Biden policies 'deeply problematic' to Israel, Saudi Arabia

Biden's foreign policy will be 'deeply problematic' to Israel, Saudi Arabia, analysts say
3 min read
17 December, 2020
A former US ambassador to Israel and a Middle East expert at the Council on Foreign relations have said that Biden's foreign policy could upset Israel and Saudi Arabia
Joe Biden will have to deal with his predecessor's actions in the Middle East [Getty]

Maneuvering a strong relationship with Saudi Arabia despite its human rights abuses and repairing the nuclear deal with Iran are among US President-Elect Joe Biden’s most pertinent priorities in the Middle East, two Middle East analysts have told the US think tank, the Council on Foreign Relations (CFR).

Outgoing US President Donald Trump is withdrawing US troops from Afghanistan and Iraq, and sponsoring normalisation agreements between Israel and several Arab states including the UAE, Bahrain and Morocco.

Joe Biden will be inaugurated early next year and will have to contend with his predecessor’s decisions.

Speaking during a CFR podcast, former US Ambassador to Israel Martin Indyk said that a Biden presidency is concerning to the United Arab Emirates, Israel and Saudi Arabia – traditional allies of the US.

"America’s friends [in the Middle East] are definitely concerned," he said.

"When they look at Joe Biden they don’t see him as the incoming president, but as Barack Obama’s Vice-President.  And they had a real problem with Obama’s policy.

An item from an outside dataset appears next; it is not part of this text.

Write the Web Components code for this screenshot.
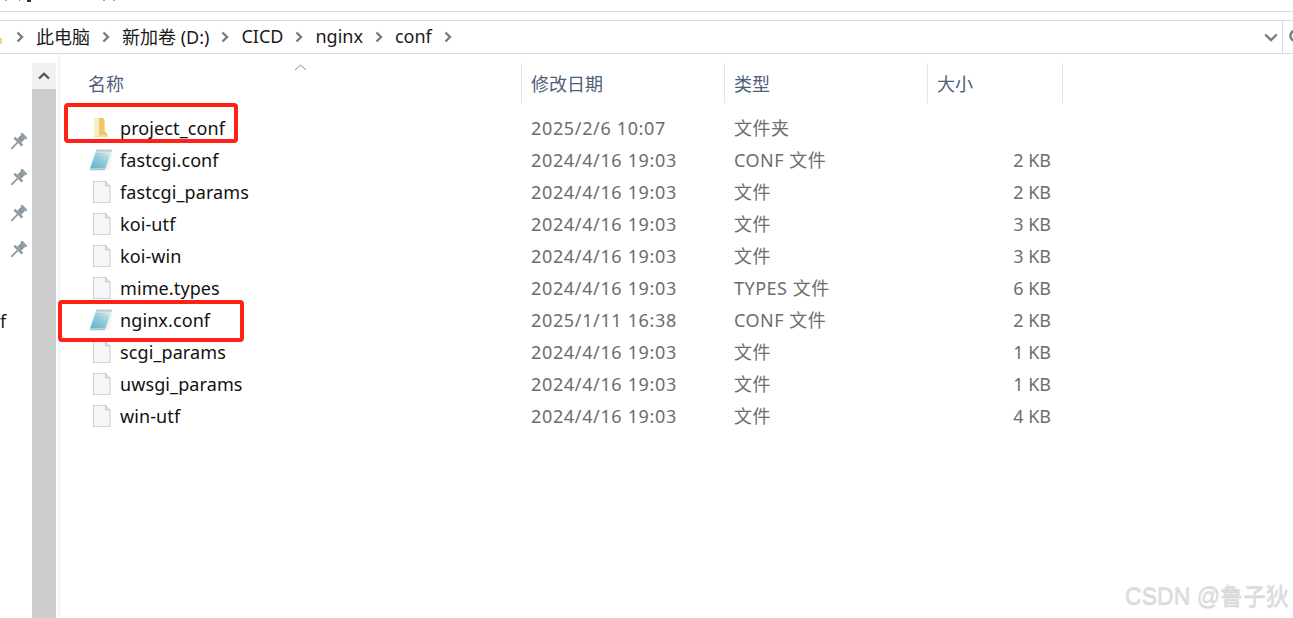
<!DOCTYPE html>
<html>
<head>
<meta charset="utf-8">
<title>conf</title>
<style>
  html, body { margin: 0; height: 100%; background: #fff; overflow: hidden; }
  body { font-family: "Noto Sans", "Noto Sans CJK SC", sans-serif; }
</style>
</head>
<body>
<explorer-window>
  <address-bar path="此电脑|新加卷 (D:)|CICD|nginx|conf"></address-bar>
  <nav-pane></nav-pane>
  <v-scroll></v-scroll>
  <file-list>
    <file-row icon="folder" name="project_conf" date="2025/2/6 10:07" kind="文件夹" size=""></file-row>
    <file-row icon="note" name="fastcgi.conf" date="2024/4/16 19:03" kind="CONF 文件" size="2 KB"></file-row>
    <file-row icon="file" name="fastcgi_params" date="2024/4/16 19:03" kind="文件" size="2 KB"></file-row>
    <file-row icon="file" name="koi-utf" date="2024/4/16 19:03" kind="文件" size="3 KB"></file-row>
    <file-row icon="file" name="koi-win" date="2024/4/16 19:03" kind="文件" size="3 KB"></file-row>
    <file-row icon="file" name="mime.types" date="2024/4/16 19:03" kind="TYPES 文件" size="6 KB"></file-row>
    <file-row icon="note" name="nginx.conf" date="2025/1/11 16:38" kind="CONF 文件" size="2 KB"></file-row>
    <file-row icon="file" name="scgi_params" date="2024/4/16 19:03" kind="文件" size="1 KB"></file-row>
    <file-row icon="file" name="uwsgi_params" date="2024/4/16 19:03" kind="文件" size="1 KB"></file-row>
    <file-row icon="file" name="win-utf" date="2024/4/16 19:03" kind="文件" size="4 KB"></file-row>
  </file-list>
</explorer-window>
<script>
  const FONT = '"Noto Sans", "Noto Sans CJK SC", sans-serif';

  // Windows Explorer shell: thin strip up top, then address bar, then the panes
  class ExplorerWindow extends HTMLElement {
    constructor() {
      super();
      this.attachShadow({ mode: "open" });
      this.shadowRoot.innerHTML = `
        <style>
          :host { display: block; position: relative; width: 1293px; height: 618px; overflow: hidden; background: #fff; font-family: ${FONT}; }
          .ribbon { height: 11px; border-bottom: 1px solid #dcdcdc; position: relative; }
          .ribbon i { position: absolute; top: 0; height: 1px; background: #777; }
          .gap { height: 8px; }
          .panes { display: flex; height: 564px; }
          .mark { position: absolute; border: 4px solid #ff2116; border-radius: 4px; box-sizing: border-box; }
          .one { left: 64px; top: 103px; width: 174px; height: 40px; }
          .two { left: 58px; top: 300px; width: 186px; height: 42px; }
          .wm { position: absolute; right: 4px; top: 577px; font: 23px "Liberation Sans", "Noto Sans CJK SC", sans-serif; color: #dedede; text-shadow: 0 1px 1px #cfcfcf; white-space: nowrap; }
        </style>
        <div class="ribbon">
          <i style="left:5px;width:2px;background:#c9a24a"></i><i style="left:19px;width:1px"></i>
          <i style="left:27px;width:4px;height:2px;background:#333"></i>
          <i style="left:103px;width:2px;background:#7fa8c8"></i><i style="left:113px;width:2px;background:#c9a24a"></i>
        </div>
        <div class="gap"></div>
        <slot name="bar"></slot>
        <div class="panes"><slot></slot></div>
        <div class="mark one"></div>
        <div class="mark two"></div>
        <div class="wm">CSDN @鲁子狄</div>
      `;
      this.querySelector("address-bar").slot = "bar";
    }
  }

  class AddressBar extends HTMLElement {
    constructor() {
      super();
      this.attachShadow({ mode: "open" });
      const chev = `<svg width="8" height="12" viewBox="0 0 8 12"><path d="M1.500 1.500 6 6l-4.500 4.500" fill="none" stroke="#7b7b7b" stroke-width="2.400"/></svg>`;
      const parts = this.getAttribute("path").split("|");
      this.shadowRoot.innerHTML = `
        <style>
          :host { display: flex; align-items: center; height: 34px; box-sizing: border-box; border-top: 1px solid #dcdcdc; border-bottom: 1px solid #dcdcdc; position: relative; font-size: 18px; color: #1a1a1a; }
          .crumbs { display: flex; align-items: center; gap: 12px; padding-left: 16px; padding-bottom: 2px; flex: 1; white-space: nowrap; }
          .crumbs svg { flex: none; position: relative; top: 1px; }
          .tip { position: absolute; left: 0; top: 17px; width: 2px; height: 6px; background: #f8d775; }
          .drop { width: 16px; display: flex; justify-content: center; margin-right: 3px; }
          .sep { width: 1px; align-self: stretch; background: #dcdcdc; }
          .refresh { width: 10px; overflow: hidden; padding-left: 6px; box-sizing: border-box; }
        </style>
        <span class="tip"></span>
        <div class="crumbs">${chev}${parts.map((p) => `<span>${p}</span>${chev}`).join("")}</div>
        <div class="drop"><svg width="14" height="9" viewBox="0 0 14 9"><path d="M1.200 1.500 7 7l5.800-5.500" fill="none" stroke="#7b7b7b" stroke-width="2.400"/></svg></div>
        <div class="sep"></div>
        <div class="refresh"><svg width="14" height="16" viewBox="0 0 14 16"><path d="M11 4a5.500 5.500 0 1 0 1.500 4" fill="none" stroke="#7b7b7b" stroke-width="2.400"/></svg></div>
      `;
    }
  }

  // Only the right edge of the navigation tree is visible
  class NavPane extends HTMLElement {
    constructor() {
      super();
      this.attachShadow({ mode: "open" });
      const pin = `<div class="row pin"><svg width="18" height="18" viewBox="0 0 16 16"><g transform="rotate(45 8 8)" fill="#8d99a1"><rect x="4.500" y="-.5" width="7" height="2"/><rect x="5.500" y="1.500" width="5" height="5"/><rect x="3" y="6.500" width="10" height="2.200"/><rect x="7.200" y="8.700" width="1.600" height="7.800"/></g></svg></div>`;
      this.shadowRoot.innerHTML = `
        <style>
          :host { display: block; width: 32px; flex: none; padding-top: 69px; box-sizing: border-box; font-size: 18px; color: #1a1a1a; overflow: hidden; }
          .row { height: 36px; display: flex; align-items: center; }
          .pin { justify-content: flex-end; padding-right: 5px; padding-top: 2px; box-sizing: border-box; }
        </style>
        ${pin.repeat(4)}
        <div class="row"></div>
        <div class="row">f</div>
      `;
    }
  }

  class VScroll extends HTMLElement {
    constructor() {
      super();
      this.attachShadow({ mode: "open" });
      this.shadowRoot.innerHTML = `
        <style>
          :host { display: flex; flex-direction: column; width: 24px; flex: none; margin-top: 9px; }
          .up { height: 26px; background: #f0f0f0; display: flex; align-items: center; justify-content: center; }
          .track { flex: 1; background: #cdcdcd; }
        </style>
        <div class="up"><svg width="12" height="8" viewBox="0 0 12 8"><path d="M1 6.500 6 1.800l5 4.700" fill="none" stroke="#505050" stroke-width="2.200"/></svg></div>
        <div class="track"></div>
      `;
    }
  }

  class FileList extends HTMLElement {
    constructor() {
      super();
      this.attachShadow({ mode: "open" });
      this.shadowRoot.innerHTML = `
        <style>
          :host { display: block; flex: 1; margin-left: 2px; border-left: 2px solid #f4f4f4; padding-top: 9px; position: relative; }
          .head { display: grid; grid-template-columns: 462px 203px 203px 135px; height: 40px; color: #4c607a; font-size: 18px; }
          .head div { display: flex; align-items: center; box-sizing: border-box; padding-left: 9px; border-right: 1px solid #e5e5e5; }
          .head div:first-child { padding-left: 28px; }
          .sort { position: absolute; left: 234px; top: 10px; }
          .rows { padding-top: 9px; }
        </style>
        <div class="head">
          <div>名称</div><div>修改日期</div><div>类型</div><div>大小</div>
        </div>
        <svg class="sort" width="13" height="7" viewBox="0 0 13 7"><path d="M1 6 6.500 1 12 6" fill="none" stroke="#8a8a8a"/></svg>
        <div class="rows"><slot></slot></div>
      `;
    }
  }

  const ICONS = {
    folder: `<svg width="24" height="24" viewBox="0 0 24 24"><path d="M5 2h9l1.500 2v17H5z" fill="#f9e8b4"/><path d="M10 2h4l1.500 2v11l3.500 4v2H10z" fill="#eec866"/><path d="M5 2h5v17l-5 2z" fill="#fbeec6"/><path d="M10 19h9v2H5z" fill="#f6dc92"/></svg>`,
    note: `<svg width="24" height="24" viewBox="0 0 24 24"><defs><linearGradient id="b" x1="0" y1="1" x2="1" y2="0"><stop offset="0" stop-color="#5fb0c8"/><stop offset=".6" stop-color="#98cfdf"/><stop offset="1" stop-color="#d6eef4"/></linearGradient></defs><path d="M7.500 1.500h16l-.6 3H6.500z" fill="#d2d2d2"/><path d="M8 2.500h15" stroke="#a8a8a8" stroke-dasharray="1 2"/><path d="M6.500 4.500h16.400L24 5l-4.500 17.500h-4L17 20z" fill="#f2f2f2"/><path d="M6.500 4.500h15.500L16.500 20.500H1z" fill="url(#b)"/><path d="M1 20.500h15.500l-1 1.800H1.500z" fill="#a9c3cc"/></svg>`,
    file: `<svg width="24" height="24" viewBox="0 0 24 24"><path d="M4.500 1.500h12l4.500 4.500v16a.5.500 0 0 1-.5.500H5a.5.500 0 0 1-.5-.5z" fill="#f5f6f8" stroke="#d4d4d4" stroke-width="1.200"/><path d="M16.500 1.500V6H21" fill="#e3e3e3" stroke="#c8c8c8"/></svg>`,
  };

  class FileRow extends HTMLElement {
    constructor() {
      super();
      this.attachShadow({ mode: "open" });
      const attr = (n) => this.getAttribute(n);
      this.shadowRoot.innerHTML = `
        <style>
          :host { display: grid; grid-template-columns: 462px 203px 203px 135px; height: 32px; align-items: center; font-size: 18px; white-space: nowrap; }
          .name { display: flex; align-items: center; color: #111; padding-left: 29px; letter-spacing: .1px; }
          .icon { width: 24px; height: 24px; margin-right: 7px; flex: none; }
          .dim { color: #6d6d6d; padding-left: 9px; }
          .date { letter-spacing: .65px; }
          .kind { letter-spacing: .5px; position: relative; top: -1px; }
          .size { text-align: right; padding: 0 12px 0 0; }
        </style>
        <div class="name"><span class="icon">${ICONS[attr("icon")]}</span><span>${attr("name")}</span></div>
        <div class="dim date">${attr("date")}</div>
        <div class="dim kind">${attr("kind")}</div>
        <div class="dim size">${attr("size")}</div>
      `;
    }
  }

  customElements.define("explorer-window", ExplorerWindow);
  customElements.define("address-bar", AddressBar);
  customElements.define("nav-pane", NavPane);
  customElements.define("v-scroll", VScroll);
  customElements.define("file-list", FileList);
  customElements.define("file-row", FileRow);
</script>
</body>
</html>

They are
aware that Biden wants to go back to the nuclear deal with Iran, which they found highly problematic because it didn’t deal with the other activities of Iran in the region, which were destabilising.

"The Israelis have a similar concern about Iran. Netanyahu said publicly twice during this transition period that he is opposed to the United States going back to the nuclear deal.

"There’s a real concern in both the Israeli leadership and the Gulf Arab leadership and President Sisi of Egypt that what we’re going to see is a return to policies deeply problematic to them."

Steven A Cook, who is the Eni Enrico Mattei senior fellow for Middle East and Africa studies at the CFR, said that Saudi Arabia will have to renegotiate its relationship with the US under Biden.

"It’s clear the US-Saudi relationship will be relitigated in Washington," he said.

"There are a variety of issues: Saudi’s intervention in Yemen, arms sales to Saudi Arabia, the jailing of activists, the murder of Khashoggi, the Saudis in particular will have a difficult time in dealing with the Biden administration at the very least if Biden speaks up about human rights. That is going to be hugely different from what the Trump administration has done."

Indyk added that despite recent normalisation of ties with Israel by Morocco, Bahrain and the UAE, Biden is unlikely to place relations between Israel and the Arab states at the top of his agenda.

"Joe Biden’s been around American foreign policy for a long time," Indyk said

"He has a history of opposing military interventions. He approaches the region with a degree of scepticism. He knows the players well. He is a strong advocate of focusing on China and climate change."

The former US ambassador to Israel added, "Biden saw how impossible it was to move [leadership in] Israel/Palestine so he won’t be listening to the siren song of the Middle East peace-making. He knows you can’t ignore the Middle East but he will be far more focused on the nuclear deal with Iran and containing problems elsewhere."